A New Update on Cavitations from the IAOMT

by | Nov 1, 2023 | Cavitations

Although most people have never heard of cavitations, they’ve been known in the dental world since the 1860s. Even one of the most towering figures in the profession, GV Black – nicknamed “the father of modern dentistry” – wrote about them in his 1915 textbook on dental pathology.

Yet many dentists today seem largely unaware of the condition, save when it’s caused by bisphosphonates, a common osteoporosis drug. Biological dentists are the exception.

We’ve long been aware of this type of hidden infection that often develops after tooth extractions. They may also be found around infected root canals and failed dental implants.

The cavitation itself is an area of dead and decaying bone, usually concealed by healthy looking gum tissue. It’s the ultimate breeding ground for toxins that can lead to unexpected health issues.

Dental cavitations can harbor many different types of microorganisms that create unfavorable conditions in the bone. If left untreated, these defects can fester over time and produce an array of toxins that can circulate to other parts of the body via the nerves, lymph, and blood. These systemic complications can affect other cells and organs in the body, too, resulting in inflammation, disease, and pain.

Importantly, not all cavitations exhibit obvious symptoms such as pain, redness, fever, or pus. Because of this, these defects can easily go undetected for many years.

The good news is that successful treatment may help resolve “seemingly unrelated chronic inflammatory conditions” elsewhere in the body, as well as in the mouth. As the International Academy of Oral Medicine & Toxicology notes in an updated position paper they released last month,

Whether systemic illnesses are of an autoimmune nature or inflammation occurring otherwise, significant improvements have been reported, including improvement in cancer. The symptom complex associated with these lesions is highly individualized and therefore not generalizable or easily recognizable. Therefore, the IAOMT is of the mindset that when a patient is diagnosed with jawbone cavitations with or without associated localized pain, and also has other systemic illness previously not attributed to jawbone cavitations, the patient needs further evaluation to determine if the illness is associated with, or is a consequence of the disease.

When it is, surgical cleaning and disinfection of the sites is generally called for, along with other treatments to eradicate the infection and support the proper healing of the site, as well as more general detoxification therapies to address the systemic impact of cavitations.

Here in our office, that includes ozone and laser sterilization of the cavitation site(s), the use of platelet rich fibrin (PRF) to support faster and better healing, and photobiomodulation to reduce post-op discomfort and further accelerate the healing process. (You’ll find all the details of our cavitational surgery protocol here.)

The whole IAOMT paper is worth a read, offering an excellent overview of the nature of cavitations, risk factors, and treatment guidance for dentists. (Read the paper now.) It also makes the case for a more specific and accurate name for the condition: Chronic Ischemic Medullary Disease of the Jawbone (CIMDJ).

CIMDJ describes a bone condition characterized by the death of cellular components of cancellous bone, secondary to an interruption of the blood supply.

Of course, new names take a while to catch on.

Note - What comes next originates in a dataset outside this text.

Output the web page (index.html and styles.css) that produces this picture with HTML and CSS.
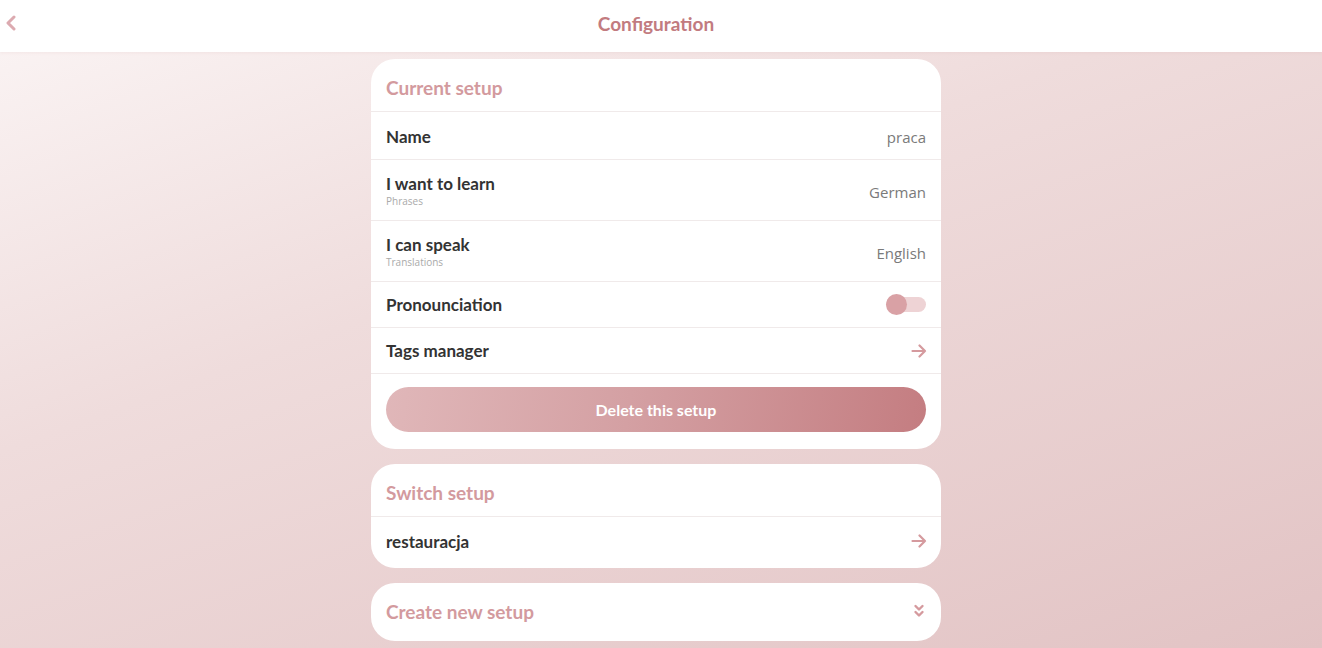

Some of the other names you might run across in the meantime include neuralgia inducing cavitational osteonecrosis (NICO), fatty degenerative osteonecrosis of jawbone (FDOJ), and chronic ischemic bone disease (CIBD), just to name a few. (“Ischemic” refers to the condition of not having enough blood, while “osteonecrosis” literally translates to “bone death.”)

All refer to the same kind of hidden infection – an infection that can and should be treated for the sake of oral and whole body health alike.